** start of AVAILABLE DATA **
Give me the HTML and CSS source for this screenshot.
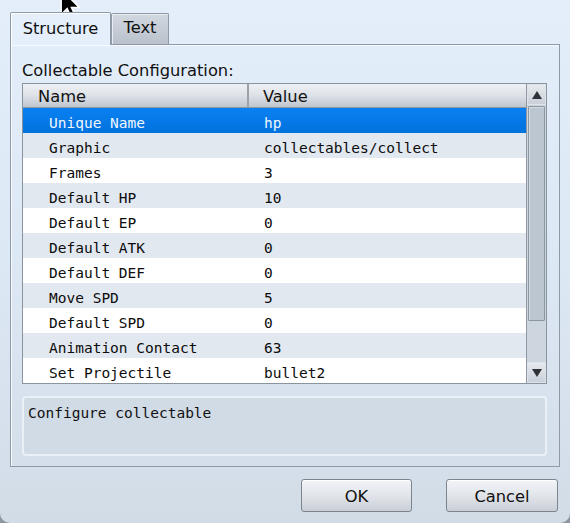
FILE: index.html
```html
<!DOCTYPE html>
<html>
<head>
<meta charset="utf-8">
<link rel="stylesheet" href="styles.css">
</head>
<body>
<div class="window">
  <div class="tabs">
    <div class="tab active">Structure</div>
    <div class="tab">Text</div>
  </div>
  <div class="panel">
    <div class="label">Collectable Configuration:</div>
    <div class="table">
      <div class="list">
        <div class="header">
          <div class="hcell name">Name</div>
          <div class="hcell value">Value</div>
        </div>
        <div class="row selected"><span class="c1">Unique Name</span><span class="c2">hp</span></div>
        <div class="row alt"><span class="c1">Graphic</span><span class="c2">collectables/collect</span></div>
        <div class="row"><span class="c1">Frames</span><span class="c2">3</span></div>
        <div class="row alt"><span class="c1">Default HP</span><span class="c2">10</span></div>
        <div class="row"><span class="c1">Default EP</span><span class="c2">0</span></div>
        <div class="row alt"><span class="c1">Default ATK</span><span class="c2">0</span></div>
        <div class="row"><span class="c1">Default DEF</span><span class="c2">0</span></div>
        <div class="row alt"><span class="c1">Move SPD</span><span class="c2">5</span></div>
        <div class="row"><span class="c1">Default SPD</span><span class="c2">0</span></div>
        <div class="row alt"><span class="c1">Animation Contact</span><span class="c2">63</span></div>
        <div class="row"><span class="c1">Set Projectile</span><span class="c2">bullet2</span></div>
      </div>
      <div class="scrollbar">
        <div class="sbtn"><svg width="12" height="10" viewBox="0 0 12 10"><path d="M6 1 L11 9 L1 9 Z" fill="#2f3338"/></svg></div>
        <div class="track"><div class="thumb"></div></div>
        <div class="sbtn"><svg width="12" height="10" viewBox="0 0 12 10"><path d="M1 1 L11 1 L6 9 Z" fill="#2f3338"/></svg></div>
      </div>
    </div>
    <div class="desc">Configure collectable</div>
  </div>
  <div class="buttons">
    <div class="btn">OK</div>
    <div class="btn">Cancel</div>
  </div>
  <svg class="cursor" width="24" height="34" viewBox="0 0 20 28"><path d="M1 1 L1 22 L6 17 L10 26 L13.5 24.5 L9.5 16 L16 16 Z" fill="#000" stroke="#fff" stroke-width="1.2" stroke-linejoin="miter"/></svg>
</div>
</body>
</html>
```

FILE: styles.css
```css
html, body {
  margin: 0;
  padding: 0;
  background: #8e969f;
}
.window {
  position: relative;
  width: 570px;
  height: 523px;
  box-sizing: border-box;
  padding: 12px 10px 0 10px;
  background: linear-gradient(to bottom, #e4eefb 0%, #dde8f5 50%, #d2dce7 100%);
  border-radius: 0 0 10px 10px;
  font-family: "DejaVu Sans", sans-serif;
  font-size: 16.3px;
  color: #111;
  overflow: hidden;
}
.tabs {
  display: flex;
  align-items: flex-end;
  height: 32px;
  position: relative;
  z-index: 1;
}
.tab {
  box-sizing: border-box;
  height: 31px;
  padding: 4px 0 0 0;
  border: 1px solid #8f9aa6;
  border-bottom: none;
  border-radius: 2px 2px 0 0;
  background: linear-gradient(to bottom, #d2d8e0, #b9c1cb);
  width: 58px;
  text-align: center;
  box-shadow: inset 1px 1px 0 #e8edf3;
}
.tab.active {
  height: 33px;
  width: 101px;
  padding-top: 6px;
  margin-bottom: -1px;
  background: #e5effb;
  box-shadow: inset 1px 1px 0 #ffffff;
}
.panel {
  box-sizing: border-box;
  height: 423px;
  width: 550px;
  border: 1px solid #8f9aa6;
  box-shadow: inset 1px 1px 0 #f6f9fd;
  padding: 16px 12px 0 11px;
}
.label {
  height: 19px;
  line-height: 19px;
  margin-bottom: 3px;
}
.table {
  display: flex;
  width: 525px;
  height: 301px;
  box-sizing: border-box;
  border: 1px solid #8a949e;
  background: #fff;
}
.list {
  flex: 1;
  font-family: "DejaVu Sans Mono", monospace;
  font-size: 14.5px;
}
.header {
  display: flex;
  height: 24px;
  box-sizing: border-box;
  border-bottom: 1px solid #8f98a2;
  background: linear-gradient(to bottom, #eef1f4 0%, #dde2e8 50%, #bfc6ce 100%);
  font-family: "DejaVu Sans", sans-serif;
  font-size: 16.3px;
}
.hcell {
  line-height: 21px;
  padding-top: 2px;
  box-sizing: border-box;
}
.hcell.name {
  width: 226px;
  padding-left: 15px;
  border-right: 2px solid #9ba3ad;
}
.hcell.value {
  flex: 1;
  padding-left: 14px;
}
.row {
  display: flex;
  height: 25px;
  box-sizing: border-box;
  padding-top: 6px;
  line-height: 19px;
  color: #0c0c0c;
}
.row.alt {
  background: #e2e8f0;
}
.row.selected {
  background: linear-gradient(to bottom, #0a80f2, #0072dc);
  color: #f2f7ff;
}
.c1 {
  width: 241px;
  padding-left: 26px;
  box-sizing: border-box;
}
.c2 {
  flex: 1;
}
.scrollbar {
  width: 19px;
  display: flex;
  flex-direction: column;
  border-left: 1px solid #8f98a2;
  background: #cdd5de;
}
.sbtn {
  height: 19px;
  display: flex;
  align-items: center;
  justify-content: center;
  background: linear-gradient(to bottom, #e6eaef, #c9d0d8);
  border: 1px solid #dfe4ea;
}
.track {
  flex: 1;
  padding: 1px 0;
}
.thumb {
  height: 215px;
  margin: 0 1px;
  box-sizing: border-box;
  border: 1px solid #8c96a1;
  border-radius: 1px;
  background: #bcc6d1;
  box-shadow: inset 1px 1px 0 #d3dae2;
}
.desc {
  margin-top: 12px;
  height: 60px;
  width: 525px;
  box-sizing: border-box;
  border: 2px solid #eaf0f6;
  border-radius: 4px;
  background: #d0dbe6;
  padding: 5px 0 0 4px;
  font-family: "DejaVu Sans Mono", monospace;
  font-size: 14.5px;
  line-height: 20px;
}
.buttons {
  display: flex;
  justify-content: flex-end;
  gap: 34px;
  padding: 12px 2px 0 0;
}
.btn {
  box-sizing: border-box;
  height: 33px;
  width: 111px;
  border: 1px solid #7c848e;
  border-radius: 3px;
  background: linear-gradient(to bottom, #f2f4f7 0%, #e1e5ea 50%, #c9cfd7 100%);
  box-shadow: inset 0 1px 0 #ffffff;
  text-align: center;
  padding-top: 1px;
  line-height: 31px;
}
.btn:last-child {
  width: 112px;
}
.cursor {
  position: absolute;
  left: 60px;
  top: -12px;
}
```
** end of AVAILABLE DATA **
#### DO THIS:
Output an exact copy of the material, with the pictures removed.

#### EXERCISE RESULT:
Give me the HTML and CSS source for this screenshot.
FILE: index.html
```html
<!DOCTYPE html>
<html>
<head>
<meta charset="utf-8">
<link rel="stylesheet" href="styles.css">
</head>
<body>
<div class="window">
  <div class="tabs">
    <div class="tab active">Structure</div>
    <div class="tab">Text</div>
  </div>
  <div class="panel">
    <div class="label">Collectable Configuration:</div>
    <div class="table">
      <div class="list">
        <div class="header">
          <div class="hcell name">Name</div>
          <div class="hcell value">Value</div>
        </div>
        <div class="row selected"><span class="c1">Unique Name</span><span class="c2">hp</span></div>
        <div class="row alt"><span class="c1">Graphic</span><span class="c2">collectables/collect</span></div>
        <div class="row"><span class="c1">Frames</span><span class="c2">3</span></div>
        <div class="row alt"><span class="c1">Default HP</span><span class="c2">10</span></div>
        <div class="row"><span class="c1">Default EP</span><span class="c2">0</span></div>
        <div class="row alt"><span class="c1">Default ATK</span><span class="c2">0</span></div>
        <div class="row"><span class="c1">Default DEF</span><span class="c2">0</span></div>
        <div class="row alt"><span class="c1">Move SPD</span><span class="c2">5</span></div>
        <div class="row"><span class="c1">Default SPD</span><span class="c2">0</span></div>
        <div class="row alt"><span class="c1">Animation Contact</span><span class="c2">63</span></div>
        <div class="row"><span class="c1">Set Projectile</span><span class="c2">bullet2</span></div>
      </div>
      <div class="scrollbar">
        <div class="sbtn"><svg width="12" height="10" viewBox="0 0 12 10"><path d="M6 1 L11 9 L1 9 Z" fill="#2f3338"/></svg></div>
        <div class="track"><div class="thumb"></div></div>
        <div class="sbtn"><svg width="12" height="10" viewBox="0 0 12 10"><path d="M1 1 L11 1 L6 9 Z" fill="#2f3338"/></svg></div>
      </div>
    </div>
    <div class="desc">Configure collectable</div>
  </div>
  <div class="buttons">
    <div class="btn">OK</div>
    <div class="btn">Cancel</div>
  </div>
  <svg class="cursor" width="24" height="34" viewBox="0 0 20 28"><path d="M1 1 L1 22 L6 17 L10 26 L13.5 24.5 L9.5 16 L16 16 Z" fill="#000" stroke="#fff" stroke-width="1.2" stroke-linejoin="miter"/></svg>
</div>
</body>
</html>
```

FILE: styles.css
```css
html, body {
  margin: 0;
  padding: 0;
  background: #8e969f;
}
.window {
  position: relative;
  width: 570px;
  height: 523px;
  box-sizing: border-box;
  padding: 12px 10px 0 10px;
  background: linear-gradient(to bottom, #e4eefb 0%, #dde8f5 50%, #d2dce7 100%);
  border-radius: 0 0 10px 10px;
  font-family: "DejaVu Sans", sans-serif;
  font-size: 16.3px;
  color: #111;
  overflow: hidden;
}
.tabs {
  display: flex;
  align-items: flex-end;
  height: 32px;
  position: relative;
  z-index: 1;
}
.tab {
  box-sizing: border-box;
  height: 31px;
  padding: 4px 0 0 0;
  border: 1px solid #8f9aa6;
  border-bottom: none;
  border-radius: 2px 2px 0 0;
  background: linear-gradient(to bottom, #d2d8e0, #b9c1cb);
  width: 58px;
  text-align: center;
  box-shadow: inset 1px 1px 0 #e8edf3;
}
.tab.active {
  height: 33px;
  width: 101px;
  padding-top: 6px;
  margin-bottom: -1px;
  background: #e5effb;
  box-shadow: inset 1px 1px 0 #ffffff;
}
.panel {
  box-sizing: border-box;
  height: 423px;
  width: 550px;
  border: 1px solid #8f9aa6;
  box-shadow: inset 1px 1px 0 #f6f9fd;
  padding: 16px 12px 0 11px;
}
.label {
  height: 19px;
  line-height: 19px;
  margin-bottom: 3px;
}
.table {
  display: flex;
  width: 525px;
  height: 301px;
  box-sizing: border-box;
  border: 1px solid #8a949e;
  background: #fff;
}
.list {
  flex: 1;
  font-family: "DejaVu Sans Mono", monospace;
  font-size: 14.5px;
}
.header {
  display: flex;
  height: 24px;
  box-sizing: border-box;
  border-bottom: 1px solid #8f98a2;
  background: linear-gradient(to bottom, #eef1f4 0%, #dde2e8 50%, #bfc6ce 100%);
  font-family: "DejaVu Sans", sans-serif;
  font-size: 16.3px;
}
.hcell {
  line-height: 21px;
  padding-top: 2px;
  box-sizing: border-box;
}
.hcell.name {
  width: 226px;
  padding-left: 15px;
  border-right: 2px solid #9ba3ad;
}
.hcell.value {
  flex: 1;
  padding-left: 14px;
}
.row {
  display: flex;
  height: 25px;
  box-sizing: border-box;
  padding-top: 6px;
  line-height: 19px;
  color: #0c0c0c;
}
.row.alt {
  background: #e2e8f0;
}
.row.selected {
  background: linear-gradient(to bottom, #0a80f2, #0072dc);
  color: #f2f7ff;
}
.c1 {
  width: 241px;
  padding-left: 26px;
  box-sizing: border-box;
}
.c2 {
  flex: 1;
}
.scrollbar {
  width: 19px;
  display: flex;
  flex-direction: column;
  border-left: 1px solid #8f98a2;
  background: #cdd5de;
}
.sbtn {
  height: 19px;
  display: flex;
  align-items: center;
  justify-content: center;
  background: linear-gradient(to bottom, #e6eaef, #c9d0d8);
  border: 1px solid #dfe4ea;
}
.track {
  flex: 1;
  padding: 1px 0;
}
.thumb {
  height: 215px;
  margin: 0 1px;
  box-sizing: border-box;
  border: 1px solid #8c96a1;
  border-radius: 1px;
  background: #bcc6d1;
  box-shadow: inset 1px 1px 0 #d3dae2;
}
.desc {
  margin-top: 12px;
  height: 60px;
  width: 525px;
  box-sizing: border-box;
  border: 2px solid #eaf0f6;
  border-radius: 4px;
  background: #d0dbe6;
  padding: 5px 0 0 4px;
  font-family: "DejaVu Sans Mono", monospace;
  font-size: 14.5px;
  line-height: 20px;
}
.buttons {
  display: flex;
  justify-content: flex-end;
  gap: 34px;
  padding: 12px 2px 0 0;
}
.btn {
  box-sizing: border-box;
  height: 33px;
  width: 111px;
  border: 1px solid #7c848e;
  border-radius: 3px;
  background: linear-gradient(to bottom, #f2f4f7 0%, #e1e5ea 50%, #c9cfd7 100%);
  box-shadow: inset 0 1px 0 #ffffff;
  text-align: center;
  padding-top: 1px;
  line-height: 31px;
}
.btn:last-child {
  width: 112px;
}
.cursor {
  position: absolute;
  left: 60px;
  top: -12px;
}
```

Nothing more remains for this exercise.